By Katelyn Patterson | Reporter
Coldplay is one of the most well-known artists in the world, with over 58 million monthly listeners on Spotify and 21.4 million subscribers on YouTube. Their new album entitled “Music of the Spheres“ was released Friday and has received mixed reviews all around.
Many have said that the lackluster lyrics and mainstream song production make for a boring and unjustifiable album. I would argue that, although Coldplay’s songs are well-known and often touching, their lyrics have never been profound or distinct. Instead of songs full of metaphors where you have to dig for meaning, Coldplay often writes very plain and straightforward. In their song “Yellow,” frontman Chris Martin sings, “I wrote a song for you, and all the things you do.” There isn’t anything particularly special about that statement, but that’s what makes it sentimental. In my opinion, this is one of their selling points as artists.

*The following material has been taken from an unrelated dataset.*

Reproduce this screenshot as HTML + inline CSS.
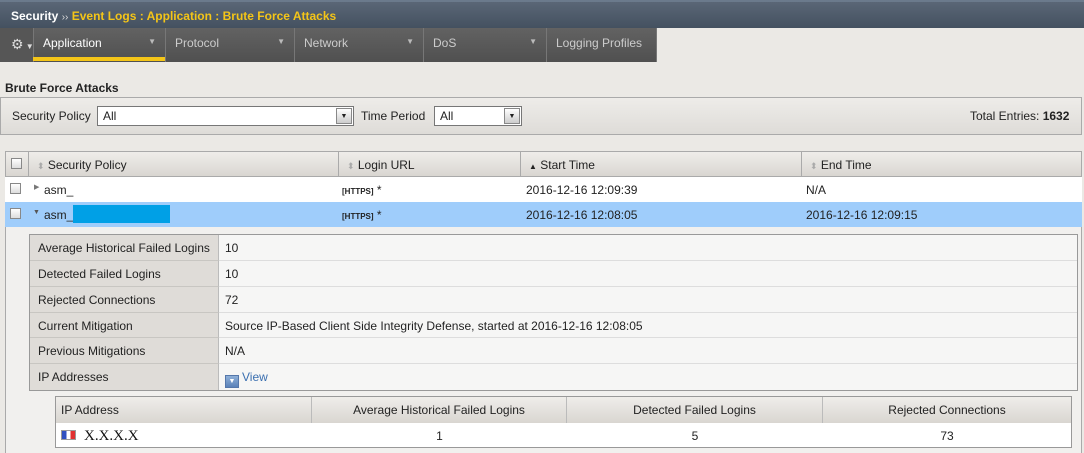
<!DOCTYPE html>
<html><head><style>
*{box-sizing:border-box;margin:0;padding:0}
body{width:1084px;height:453px;overflow:hidden;background:#ebe9e5;font-family:"Liberation Sans",Arial,sans-serif;font-size:12px;color:#222;position:relative}
.a{position:absolute}
.top{left:0;top:0;width:1084px;height:28px;background:linear-gradient(#5a6676,#445160);border-top:2px solid #6b7a8c}
.nav{left:0;top:28px;width:657px;height:34px;background:#565656}
.tab{top:28px;height:34px;border-left:1px solid #777;color:#ccc;font-size:12px;padding:8px 0 0 9px;background:linear-gradient(#626262,#505050)}
.tab i{position:absolute;right:9px;top:9px;font-style:normal;font-size:8px;color:#bbb}
.filter{left:0;top:97px;width:1082px;height:38px;border:1px solid #aaa;background:linear-gradient(#eeece9,#dedcd8)}
.sel{background:#fff;border:1px solid #777;height:20px;top:106px;padding:2px 5px}
.arr{position:absolute;right:1px;top:1px;width:16px;height:16px;border:1px solid #888;background:linear-gradient(#fff,#ccc);font-size:7px;text-align:center;line-height:15px}
.th{height:26px;top:151px;background:linear-gradient(#efedea,#d9d6d1);border-top:1px solid #aaa;border-bottom:1px solid #aaa;border-left:1px solid #aaa;padding:6px 0 0 8px;color:#222}
.cb{width:11px;height:11px;border:1px solid #888;background:linear-gradient(#fff,#ddd)}
.row{left:5px;width:1077px;height:25px}
.cell{padding:6px 0 0 0}
.lab{left:30px;width:189px;height:26px;background:#dfdcd8;border-bottom:1px solid #c8c6c2;border-right:1px solid #bbb;padding:6px 0 0 8px}
.val{left:219px;width:858px;height:26px;background:#f6f6f5;border-bottom:1px solid #ddd;padding:6px 0 0 6px}
.sh{top:397px;height:26px;background:linear-gradient(#efedea,#d9d6d1);border-right:1px solid #bbb;text-align:center;padding-top:6px}
.sd{top:423px;height:24px;background:#fff;text-align:center;padding-top:6px}
</style></head><body>
<div class="a top"></div>
<div class="a" style="left:11px;top:9px;color:#fff;font-weight:bold">Security <span style="font-size:10px;color:#ddd;font-weight:normal">››</span> <span style="color:#f4c518">Event Logs : Application : Brute Force Attacks</span></div>
<div class="a nav"></div>
<div class="a" style="left:11px;top:36px;color:#ddd;font-size:14px">⚙<span style="font-size:8px"> ▼</span></div>
<div class="a tab" style="left:33px;width:132px;color:#fff">Application<i>▼</i></div>
<div class="a" style="left:33px;top:57px;width:132px;height:4px;background:#f4c518"></div>
<div class="a tab" style="left:165px;width:129px">Protocol<i>▼</i></div>
<div class="a tab" style="left:294px;width:129px">Network<i>▼</i></div>
<div class="a tab" style="left:423px;width:123px">DoS<i>▼</i></div>
<div class="a tab" style="left:546px;width:111px;border-right:1px solid #777">Logging Profiles</div>
<div class="a" style="left:5px;top:81px;font-weight:bold">Brute Force Attacks</div>
<div class="a filter"></div>
<div class="a" style="left:12px;top:109px">Security Policy</div>
<div class="a sel" style="left:97px;width:257px">All<span class="arr">▼</span></div>
<div class="a" style="left:361px;top:109px">Time Period</div>
<div class="a sel" style="left:434px;width:88px">All<span class="arr">▼</span></div>
<div class="a" style="left:970px;top:109px">Total Entries: <b>1632</b></div>

<div class="a th" style="left:5px;width:23px;padding:6px 0 0 5px"><div class="cb"></div></div>
<div class="a th" style="left:28px;width:310px"><span style="color:#aaa;font-size:9px">⬍</span> Security Policy</div>
<div class="a th" style="left:338px;width:182px"><span style="color:#aaa;font-size:9px">⬍</span> Login URL</div>
<div class="a th" style="left:520px;width:281px"><span style="font-size:8px">▲</span> Start Time</div>
<div class="a th" style="left:801px;width:281px;border-right:1px solid #aaa"><span style="color:#aaa;font-size:9px">⬍</span> End Time</div>

<div class="a row" style="top:177px;background:#fff"></div>
<div class="a cb" style="left:10px;top:183px"></div>
<div class="a" style="left:34px;top:183px;font-size:7px;color:#777">▶</div>
<div class="a" style="left:44px;top:183px">asm_</div>
<div class="a" style="left:342px;top:183px"><span style="font-size:8px;font-weight:bold">[HTTPS]</span> *</div>
<div class="a" style="left:526px;top:183px">2016-12-16 12:09:39</div>
<div class="a" style="left:806px;top:183px">N/A</div>

<div class="a row" style="top:202px;height:25px;background:#9fcdfb"></div>
<div class="a cb" style="left:10px;top:208px"></div>
<div class="a" style="left:33px;top:209px;font-size:7px;color:#555">▼</div>
<div class="a" style="left:44px;top:208px">asm_</div>
<div class="a" style="left:73px;top:205px;width:97px;height:18px;background:#00a0e6"></div>
<div class="a" style="left:342px;top:208px"><span style="font-size:8px;font-weight:bold">[HTTPS]</span> *</div>
<div class="a" style="left:526px;top:208px">2016-12-16 12:08:05</div>
<div class="a" style="left:806px;top:208px">2016-12-16 12:09:15</div>

<div class="a" style="left:5px;top:227px;width:1077px;height:226px;background:#f1f0ee;border-left:1px solid #aaa;border-right:1px solid #aaa"></div>
<div class="a" style="left:29px;top:234px;width:1049px;height:157px;border:1px solid #999;background:#f6f6f5"></div>
<div class="a lab" style="top:235px">Average Historical Failed Logins</div><div class="a val" style="top:235px">10</div>
<div class="a lab" style="top:261px">Detected Failed Logins</div><div class="a val" style="top:261px">10</div>
<div class="a lab" style="top:287px">Rejected Connections</div><div class="a val" style="top:287px">72</div>
<div class="a lab" style="top:313px;height:25px">Current Mitigation</div><div class="a val" style="top:313px;height:25px">Source IP-Based Client Side Integrity Defense, started at 2016-12-16 12:08:05</div>
<div class="a lab" style="top:338px">Previous Mitigations</div><div class="a val" style="top:338px">N/A</div>
<div class="a lab" style="top:364px;border-bottom:none">IP Addresses</div><div class="a val" style="top:364px;border-bottom:none;color:#3a6fb0"><span style="display:inline-block;width:14px;height:13px;background:linear-gradient(#8fb0d8,#5b82b8);border:1px solid #57a;color:#fff;font-size:7px;text-align:center;line-height:12px;vertical-align:-2px;margin-right:3px">▼</span>View</div>

<div class="a" style="left:55px;top:396px;width:1017px;height:52px;border:1px solid #999;background:#fff"></div>
<div class="a sh" style="left:56px;width:256px;text-align:left;padding-left:5px">IP Address</div>
<div class="a sh" style="left:312px;width:255px">Average Historical Failed Logins</div>
<div class="a sh" style="left:567px;width:256px">Detected Failed Logins</div>
<div class="a sh" style="left:823px;width:248px;border-right:none">Rejected Connections</div>
<div class="a" style="left:61px;top:430px;width:15px;height:10px;background:linear-gradient(90deg,#3050c0 33%,#fff 33%,#fff 66%,#e03030 66%);border:1px solid #999"></div>
<div class="a" style="left:84px;top:428px;font-family:'Liberation Serif',serif;font-size:15px;color:#111">X.X.X.X</div>
<div class="a sd" style="left:312px;width:255px">1</div>
<div class="a sd" style="left:567px;width:256px">5</div>
<div class="a sd" style="left:823px;width:248px">73</div>
</body></html>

“Music of the Spheres“ is a conceptual album that focuses on the humanity that connects us all, while even galaxies apart. It picks up right where their 2019 long-play album “Everyday Life” leaves off. This album is ecstatic and radiant, almost like a message of harmony.
“My Universe” was a single released on Sept. 24 and the song features K-pop superstars BTS, both on the song itself and the writing credits. This collaboration earned Coldplay its first Billboard Hot 100 No. 1 ranking since 2008 with “Viva La Vida,” and BTS’ sixth No. 1. Martin described Coldplay’s thought process to Ryan Dombal for Pitchfork at the time as, “We can’t possibly get any bigger, let’s just get better.”
“The clamorous immensity of ‘Spheres’ suggests the band’s philosophy has been inverted: Coldplay can’t top what they’ve already done artistically, but maybe they can score several billion more streams anyway,” Dombal said.
Mikael Wood for The LA Times said most of the songs unload declarations of interstellar devotion.
“‘Humankind’ and the vaguely Weeknd-ish ‘Higher Power’ are zippy electro-rock tracks with sharp hooks and lots of crisp digital detailing; the mellow, love-dazed ‘Biutyful’ pitches up Chris Martin’s vocals to an unintelligible chipmunk squeak — not a bad move given that he turns out to be telling somebody, ‘I hope they name you a rocket and take you for a ride for free,’” Wood said.
Personally, I really enjoyed it. My favorite, “People of the Pride,” is a change of pace from the other ballads and synth-pop songs on the album with heavy drums and a jazzy horn chart. Music, like all forms of art, is subjective. “Music of the Spheres” is a joyful, thematic and soothing album with a message we could all stand to take to heart.